# Work required:
From the listing below, pull out every line where the string "index" appears.

# Source data:
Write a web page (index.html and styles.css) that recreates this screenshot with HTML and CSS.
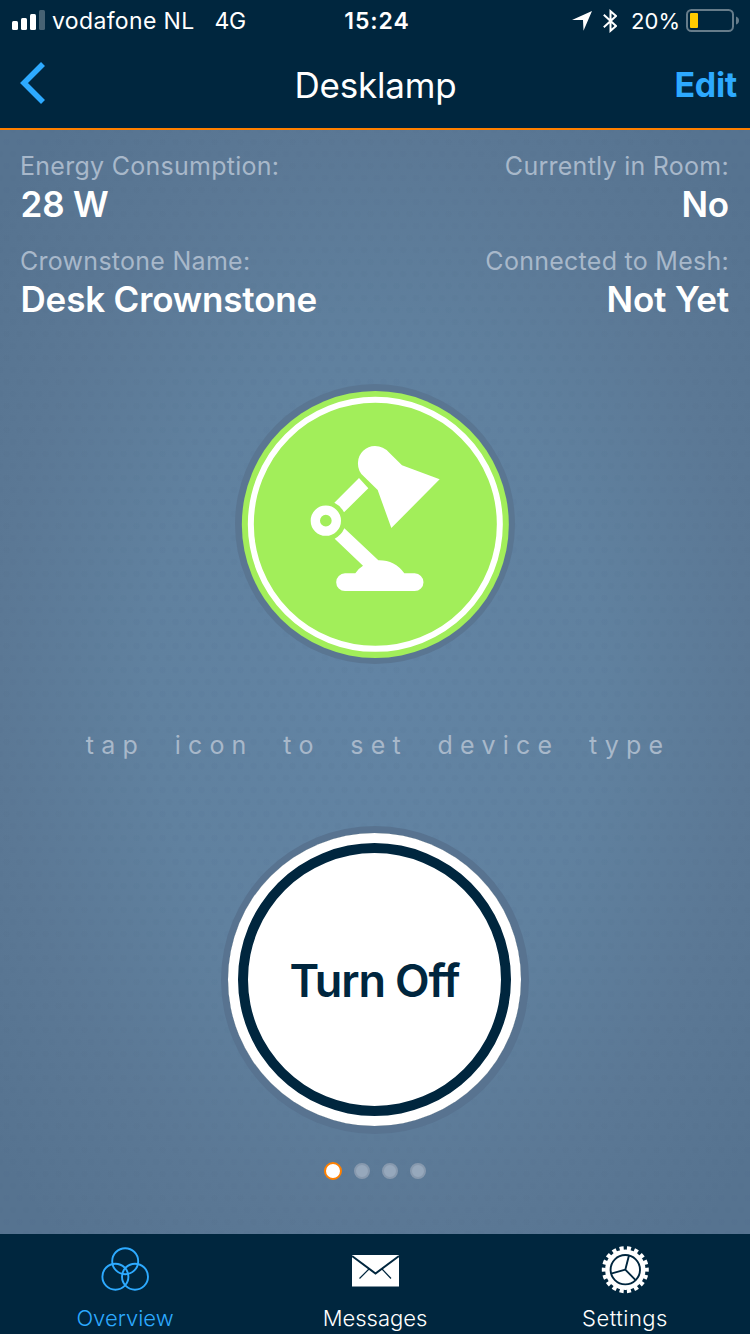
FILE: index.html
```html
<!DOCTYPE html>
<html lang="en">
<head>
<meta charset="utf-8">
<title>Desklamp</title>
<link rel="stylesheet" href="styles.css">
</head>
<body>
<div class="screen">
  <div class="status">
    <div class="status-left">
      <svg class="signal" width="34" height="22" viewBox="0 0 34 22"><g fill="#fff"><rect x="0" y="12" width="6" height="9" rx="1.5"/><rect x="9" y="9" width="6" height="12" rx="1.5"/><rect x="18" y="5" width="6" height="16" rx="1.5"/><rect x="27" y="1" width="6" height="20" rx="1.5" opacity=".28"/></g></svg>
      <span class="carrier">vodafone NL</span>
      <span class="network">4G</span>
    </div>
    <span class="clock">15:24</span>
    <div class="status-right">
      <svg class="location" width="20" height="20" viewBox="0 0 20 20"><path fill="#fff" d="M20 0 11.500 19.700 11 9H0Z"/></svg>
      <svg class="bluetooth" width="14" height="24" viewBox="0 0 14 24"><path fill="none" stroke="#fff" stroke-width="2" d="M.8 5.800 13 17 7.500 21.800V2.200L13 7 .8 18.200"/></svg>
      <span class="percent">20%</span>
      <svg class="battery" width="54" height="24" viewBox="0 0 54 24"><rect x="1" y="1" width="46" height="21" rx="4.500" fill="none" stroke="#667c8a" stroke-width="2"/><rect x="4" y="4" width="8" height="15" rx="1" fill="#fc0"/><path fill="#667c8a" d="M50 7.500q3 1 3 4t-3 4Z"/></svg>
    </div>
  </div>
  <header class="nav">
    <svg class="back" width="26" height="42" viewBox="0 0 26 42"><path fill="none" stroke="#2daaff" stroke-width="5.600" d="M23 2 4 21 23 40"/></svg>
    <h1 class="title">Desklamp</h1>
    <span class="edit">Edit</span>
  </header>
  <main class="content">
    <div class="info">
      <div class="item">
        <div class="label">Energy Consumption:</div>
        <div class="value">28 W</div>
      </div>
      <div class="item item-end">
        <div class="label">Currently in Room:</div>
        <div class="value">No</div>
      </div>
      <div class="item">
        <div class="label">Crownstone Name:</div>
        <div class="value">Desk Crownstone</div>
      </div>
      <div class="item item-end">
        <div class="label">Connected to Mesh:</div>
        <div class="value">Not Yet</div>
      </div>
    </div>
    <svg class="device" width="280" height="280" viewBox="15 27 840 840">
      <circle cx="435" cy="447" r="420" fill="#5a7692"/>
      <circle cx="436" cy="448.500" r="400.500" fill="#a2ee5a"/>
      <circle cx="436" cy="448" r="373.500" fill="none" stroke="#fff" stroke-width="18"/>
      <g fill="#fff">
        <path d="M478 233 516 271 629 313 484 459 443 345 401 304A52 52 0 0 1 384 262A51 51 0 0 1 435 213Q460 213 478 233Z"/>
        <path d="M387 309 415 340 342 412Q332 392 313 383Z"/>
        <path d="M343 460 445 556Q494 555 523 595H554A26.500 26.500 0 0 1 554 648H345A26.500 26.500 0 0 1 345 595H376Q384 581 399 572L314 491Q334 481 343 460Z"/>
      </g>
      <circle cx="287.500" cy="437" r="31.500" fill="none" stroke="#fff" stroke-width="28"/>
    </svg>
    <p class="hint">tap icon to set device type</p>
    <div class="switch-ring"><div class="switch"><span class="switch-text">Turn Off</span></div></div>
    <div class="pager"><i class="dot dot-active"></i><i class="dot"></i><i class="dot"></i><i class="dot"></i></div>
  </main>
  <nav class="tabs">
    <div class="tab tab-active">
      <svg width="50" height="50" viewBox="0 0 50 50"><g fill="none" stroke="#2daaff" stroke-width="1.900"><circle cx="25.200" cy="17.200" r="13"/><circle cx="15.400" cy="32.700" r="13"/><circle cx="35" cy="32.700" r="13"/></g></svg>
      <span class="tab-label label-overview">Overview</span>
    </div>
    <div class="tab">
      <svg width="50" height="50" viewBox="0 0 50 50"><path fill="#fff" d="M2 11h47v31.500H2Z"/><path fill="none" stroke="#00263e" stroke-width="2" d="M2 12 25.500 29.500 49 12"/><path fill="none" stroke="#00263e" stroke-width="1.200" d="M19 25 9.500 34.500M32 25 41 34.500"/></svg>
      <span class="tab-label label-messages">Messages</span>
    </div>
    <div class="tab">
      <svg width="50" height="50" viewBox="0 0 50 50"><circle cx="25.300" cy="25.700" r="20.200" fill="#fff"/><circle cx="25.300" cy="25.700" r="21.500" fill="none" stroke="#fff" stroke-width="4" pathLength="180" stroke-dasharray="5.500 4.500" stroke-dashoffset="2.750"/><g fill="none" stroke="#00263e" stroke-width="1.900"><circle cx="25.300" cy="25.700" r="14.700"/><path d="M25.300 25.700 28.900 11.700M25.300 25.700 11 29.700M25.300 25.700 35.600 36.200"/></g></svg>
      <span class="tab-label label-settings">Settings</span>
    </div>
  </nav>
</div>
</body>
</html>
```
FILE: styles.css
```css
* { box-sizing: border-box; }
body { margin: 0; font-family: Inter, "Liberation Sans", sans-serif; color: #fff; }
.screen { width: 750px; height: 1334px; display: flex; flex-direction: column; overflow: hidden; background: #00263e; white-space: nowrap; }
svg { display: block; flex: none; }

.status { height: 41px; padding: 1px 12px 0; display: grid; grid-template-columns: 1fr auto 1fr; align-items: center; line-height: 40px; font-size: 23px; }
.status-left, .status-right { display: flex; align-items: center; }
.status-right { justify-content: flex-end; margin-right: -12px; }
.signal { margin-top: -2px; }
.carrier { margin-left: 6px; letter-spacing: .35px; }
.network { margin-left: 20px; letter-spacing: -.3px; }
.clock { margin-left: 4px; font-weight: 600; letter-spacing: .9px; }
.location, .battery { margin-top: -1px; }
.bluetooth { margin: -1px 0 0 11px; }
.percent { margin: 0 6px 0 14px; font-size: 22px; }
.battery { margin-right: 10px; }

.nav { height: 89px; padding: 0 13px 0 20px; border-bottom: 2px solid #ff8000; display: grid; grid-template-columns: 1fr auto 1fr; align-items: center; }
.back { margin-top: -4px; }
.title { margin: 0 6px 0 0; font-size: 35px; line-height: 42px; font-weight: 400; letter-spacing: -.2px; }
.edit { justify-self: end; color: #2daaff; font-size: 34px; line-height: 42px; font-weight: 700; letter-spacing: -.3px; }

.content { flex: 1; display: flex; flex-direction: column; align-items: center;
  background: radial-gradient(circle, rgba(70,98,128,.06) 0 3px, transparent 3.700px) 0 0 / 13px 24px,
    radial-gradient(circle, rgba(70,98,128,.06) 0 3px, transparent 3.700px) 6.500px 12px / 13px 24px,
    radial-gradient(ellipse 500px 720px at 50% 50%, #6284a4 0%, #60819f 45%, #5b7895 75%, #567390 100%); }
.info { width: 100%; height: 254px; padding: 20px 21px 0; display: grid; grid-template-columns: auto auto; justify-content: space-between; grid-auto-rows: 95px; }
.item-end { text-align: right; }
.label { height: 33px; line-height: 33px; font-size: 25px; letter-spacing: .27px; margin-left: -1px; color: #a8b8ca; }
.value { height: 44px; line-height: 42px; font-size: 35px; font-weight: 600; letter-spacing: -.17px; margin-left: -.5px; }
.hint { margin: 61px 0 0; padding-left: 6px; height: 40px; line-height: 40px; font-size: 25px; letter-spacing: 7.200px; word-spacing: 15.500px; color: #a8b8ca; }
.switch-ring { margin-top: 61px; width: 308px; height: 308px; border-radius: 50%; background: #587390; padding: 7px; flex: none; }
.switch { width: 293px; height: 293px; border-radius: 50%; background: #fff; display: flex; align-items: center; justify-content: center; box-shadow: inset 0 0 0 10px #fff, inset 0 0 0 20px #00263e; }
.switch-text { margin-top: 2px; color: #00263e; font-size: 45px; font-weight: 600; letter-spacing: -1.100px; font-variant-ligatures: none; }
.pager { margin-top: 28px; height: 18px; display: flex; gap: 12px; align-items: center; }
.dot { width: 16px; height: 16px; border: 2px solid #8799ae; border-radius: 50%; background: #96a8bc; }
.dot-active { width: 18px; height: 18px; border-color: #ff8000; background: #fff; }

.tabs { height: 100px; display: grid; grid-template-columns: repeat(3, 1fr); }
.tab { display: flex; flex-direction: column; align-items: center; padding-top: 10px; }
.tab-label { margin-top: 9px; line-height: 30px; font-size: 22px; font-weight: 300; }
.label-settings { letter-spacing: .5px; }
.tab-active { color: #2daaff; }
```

# Finished answer:
Write a web page (index.html and styles.css) that recreates this screenshot with HTML and CSS.
FILE: index.html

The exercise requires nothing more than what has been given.